Ensuring consistent lock access order

This section lists some strategies that you can use to prevent deadlocks once this instrumentation has identified a cycle.

Example

Consider the following code:

fn do_thing_to_both(foo: Mutex<...>, bar: Mutex<...>) {
    let mut foo = foo.lock();
    let mut bar = bar.lock();
    foo.do_thing();
    bar.do_thing();
}

fn do_other_thing_to_both(foo: Mutex<...>, bar: Mutex<...>) {
    let mut bar = bar.lock();
    let mut foo = foo.lock();
    foo.do_other_thing();
    bar.do_other_thing();
}

fn main() {
    let foo = Mutex::new(...);
    let bar = Mutex::new(...);

    let first = std::thread::spawn(|| do_thing_to_both(foo, bar));
    let second = std::thread::spawn(|| do_other_thing_to_both(foo, bar));

    first.join().unwrap();
    second.join().unwrap();
}

This code will deadlock in scenarios where events occur in the following order:

  1. first acquires foo
  2. second acquires bar
  3. first attempts to acquire bar but it is held by second
  4. second attempts to acquire foo but it is held by first

Steps (3) and (4) will block without any thread able to wake them, leading to a deadlock. tracing-mutex will panic with a message indicating that a cycle has been detected.

Depending on the synchronization requirements of the locks in your use case, you may be able to avoid this cycle in a couple of ways.

Removing overlapping lock acquisitions

The simplest way to prevent a lock acquisition from participating in a cycle is to release the lock before acquiring the next one.

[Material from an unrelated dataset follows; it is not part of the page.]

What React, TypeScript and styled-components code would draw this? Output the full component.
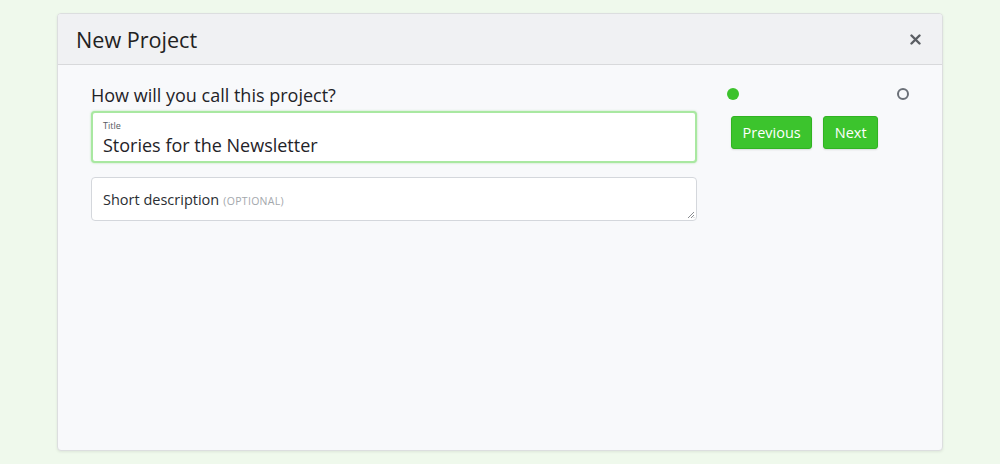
import React from 'react'
import styled, { createGlobalStyle } from 'styled-components'

const GlobalStyle = createGlobalStyle`
  * { box-sizing: border-box; }
  html, body {
    margin: 0;
    padding: 0;
    background: #eff9ec;
    font-family: 'Open Sans', 'Noto Sans', sans-serif;
    color: #1f2328;
  }
`

const Page = styled.div`
  padding-top: 13px;
  height: 464px;
`

const Modal = styled.div`
  width: 886px;
  margin: 0 auto;
  border: 1px solid #dcdedf;
  border-radius: 4px;
  background: #f8f9fb;
  box-shadow: 0 1px 3px rgba(0, 0, 0, 0.08);
  overflow: hidden;
`

const Header = styled.div`
  display: flex;
  align-items: center;
  justify-content: space-between;
  height: 51px;
  padding: 0 20px 0 18px;
  background: #f0f1f3;
  border-bottom: 1px solid #d8d9db;
`

const HeaderTitle = styled.h2`
  margin: 0;
  font-size: 21.6px;
  font-weight: 400;
  color: #222;
`

const CloseButton = styled.button`
  display: flex;
  align-items: center;
  justify-content: center;
  width: 14px;
  height: 14px;
  padding: 0;
  border: 0;
  background: none;
  cursor: pointer;
`

const Body = styled.div`
  display: flex;
  gap: 34px;
  height: 385px;
  padding: 18px 33px 0 33px;
`

const FormColumn = styled.div`
  width: 606px;
  flex-shrink: 0;
  display: flex;
  flex-direction: column;
`

const Question = styled.div`
  font-size: 18px;
  line-height: 24px;
  margin-bottom: 4px;
`

const InputBox = styled.label`
  display: block;
  height: 52px;
  padding: 7px 10px 0 10px;
  background: #fff;
  border: 2px solid #a9e8a1;
  border-radius: 4px;
  box-shadow: 0 0 2px rgba(100, 210, 90, 0.5);
`

const InputLabel = styled.span`
  display: block;
  font-size: 9px;
  line-height: 11px;
  color: #555a60;
`

const TextInput = styled.input`
  display: block;
  width: 100%;
  border: 0;
  outline: none;
  padding: 0;
  margin-top: 1px;
  font-family: inherit;
  font-size: 18px;
  line-height: 26px;
  color: #1f2328;
  background: transparent;
`

const TextAreaBox = styled.div`
  position: relative;
  height: 44px;
  margin-top: 14px;
  background: #fff;
  border: 1px solid #d4d7dc;
  border-radius: 4px;
  padding: 10px 11px 0 11px;
`

const Placeholder = styled.span`
  font-size: 14.5px;
  line-height: 20px;
  color: #2a2e33;
`

const Optional = styled.span`
  font-size: 10.5px;
  color: #a3a7ac;
  letter-spacing: 0.3px;
`

const Grip = styled.svg`
  position: absolute;
  right: 1px;
  bottom: 1px;
`

const SideColumn = styled.div`
  width: 178px;
  flex-shrink: 0;
  display: flex;
  flex-direction: column;
`

const Steps = styled.div`
  display: flex;
  justify-content: space-between;
  align-items: center;
  height: 12px;
  margin: 5px 0 0 -4px;
`

const Dot = styled.span<{ $active?: boolean }>`
  width: 12px;
  height: 12px;
  border-radius: 50%;
  background: ${(p) => (p.$active ? '#3cc22c' : 'transparent')};
  border: ${(p) => (p.$active ? 'none' : '2px solid #6b7078')};
`

const Buttons = styled.div`
  display: flex;
  gap: 11px;
  margin-top: 16px;
`

const Button = styled.button`
  height: 33px;
  padding: 0 10.5px;
  border: 1px solid #31b322;
  border-radius: 3px;
  background: #3cc42d;
  color: #fff;
  font-family: inherit;
  font-size: 14.5px;
  box-shadow: 0 1px 2px rgba(0, 0, 0, 0.12);
  cursor: pointer;
`

export default function App() {
  return (
    <>
      <GlobalStyle />
      <Page>
        <Modal>
          <Header>
            <HeaderTitle>New Project</HeaderTitle>
            <CloseButton aria-label="Close">
              <svg width="11" height="11" viewBox="0 0 11 11">
                <path
                  d="M1.5 1.5 L9.5 9.5 M9.5 1.5 L1.5 9.5"
                  stroke="#5a5e63"
                  strokeWidth="2.4"
                  strokeLinecap="round"
                />
              </svg>
            </CloseButton>
          </Header>
          <Body>
            <FormColumn>
              <Question>How will you call this project?</Question>
              <InputBox>
                <InputLabel>Title</InputLabel>
                <TextInput defaultValue="Stories for the Newsletter" />
              </InputBox>
              <TextAreaBox>
                <Placeholder>Short description</Placeholder> <Optional>(OPTIONAL)</Optional>
                <Grip width="9" height="9" viewBox="0 0 9 9">
                  <path d="M8 2 L2 8 M8 5 L5 8 M8 7.5 L7.5 8" stroke="#8a8d91" strokeWidth="1" />
                </Grip>
              </TextAreaBox>
            </FormColumn>
            <SideColumn>
              <Steps>
                <Dot $active />
                <Dot />
              </Steps>
              <Buttons>
                <Button>Previous</Button>
                <Button>Next</Button>
              </Buttons>
            </SideColumn>
          </Body>
        </Modal>
      </Page>
    </>
  )
}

This is useful if the values guarded by the two locks don't actually require their modifications to be synchronized.

The above example can be fixed by updating the code as follows:

fn do_thing_to_both(foo: Mutex<...>, bar: Mutex<...>) {
    {
        let mut foo = foo.lock();
        foo.do_thing();
    }
    {
        let mut bar = bar.lock();
        bar.do_thing();
    }
}

fn do_other_thing_to_both(foo: Mutex<...>, bar: Mutex<...>) {
    {
        let mut bar = bar.lock();
        bar.do_other_thing();
    }
    {
        let mut foo = foo.lock();
        foo.do_other_thing();
    }
}

// ...

By releasing each lock before acquiring the next one, we ensure that no thread can starve any other thread indefinitely.

This will allow modifications to the two variables to be interleaved but that is acceptable in many situations.

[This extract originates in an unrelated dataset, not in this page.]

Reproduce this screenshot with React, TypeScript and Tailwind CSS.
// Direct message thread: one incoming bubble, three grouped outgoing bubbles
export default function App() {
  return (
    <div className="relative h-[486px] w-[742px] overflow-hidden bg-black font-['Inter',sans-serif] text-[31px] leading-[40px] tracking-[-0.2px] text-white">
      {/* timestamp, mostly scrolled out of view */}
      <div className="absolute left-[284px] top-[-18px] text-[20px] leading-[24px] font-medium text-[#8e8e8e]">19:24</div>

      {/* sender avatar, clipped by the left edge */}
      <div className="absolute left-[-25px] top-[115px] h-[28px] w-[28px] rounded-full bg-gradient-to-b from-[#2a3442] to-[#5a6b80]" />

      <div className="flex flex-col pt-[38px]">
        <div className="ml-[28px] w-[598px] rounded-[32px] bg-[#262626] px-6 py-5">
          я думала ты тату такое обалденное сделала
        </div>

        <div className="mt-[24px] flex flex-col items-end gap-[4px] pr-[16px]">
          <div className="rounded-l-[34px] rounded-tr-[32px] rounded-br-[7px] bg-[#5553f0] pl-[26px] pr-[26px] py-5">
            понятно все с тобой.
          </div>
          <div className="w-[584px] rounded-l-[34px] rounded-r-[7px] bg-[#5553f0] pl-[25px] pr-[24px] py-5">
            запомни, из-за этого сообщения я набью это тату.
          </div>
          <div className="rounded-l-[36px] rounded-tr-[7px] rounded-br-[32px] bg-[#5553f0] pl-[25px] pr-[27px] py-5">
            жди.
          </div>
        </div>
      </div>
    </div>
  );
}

Aligning lock access order

In cases where it's important for accesses to two or more locks to be synchronized, you must ensure that all threads acquire the locks in the exact same order every time.

In the simplified example you could achieve this by swapping the order the locks are acquired in do_other_thing_to_both():

fn do_thing_to_both(foo: Mutex<...>, bar: Mutex<...>) {
    // This order is the same as the original example.
    let mut foo = foo.lock();
    let mut bar = bar.lock();
    foo.do_thing();
    bar.do_thing();
}

fn do_other_thing_to_both(foo: Mutex<...>, bar: Mutex<...>) {
    // Now the code acquires the locks in the same order as do_thing_to_both().
    let mut foo = foo.lock();
    let mut bar = bar.lock();
    foo.do_other_thing();
    bar.do_other_thing();
}

// ...

By always locking foo before locking bar, you ensure that all threads acquire the locks in the same order and prevent them from forming a cycle and deadlocking.

Asserting the correct acquisition order

When possible, acquire locks in their intended order early in their lifecycle. This informs future readers and the cycle instrumentation of the correct acquisition order, ensuring that panic messages have source locations pointing to the callsite with incorrect usage.

Limit these extra lock acquisitions to builds with debug_assertions enabled to avoid any performance penalty in release builds.

In the simple case of two locks, this means acquiring both locks in the desired order shortly after they are created. For example:

fn main() {
    let foo = Mutex::new(...);
    let bar = Mutex::new(...);

    // foo should always be acquired before bar if they need to overlap.
    #[cfg(debug_assertions)]
    {
        let _foo = foo.lock();
        let _bar = bar.lock();
    }

    // ...
}

This will ensure that panics will come from code where bar is acquired before foo, regardless of the exact order of the logic under test.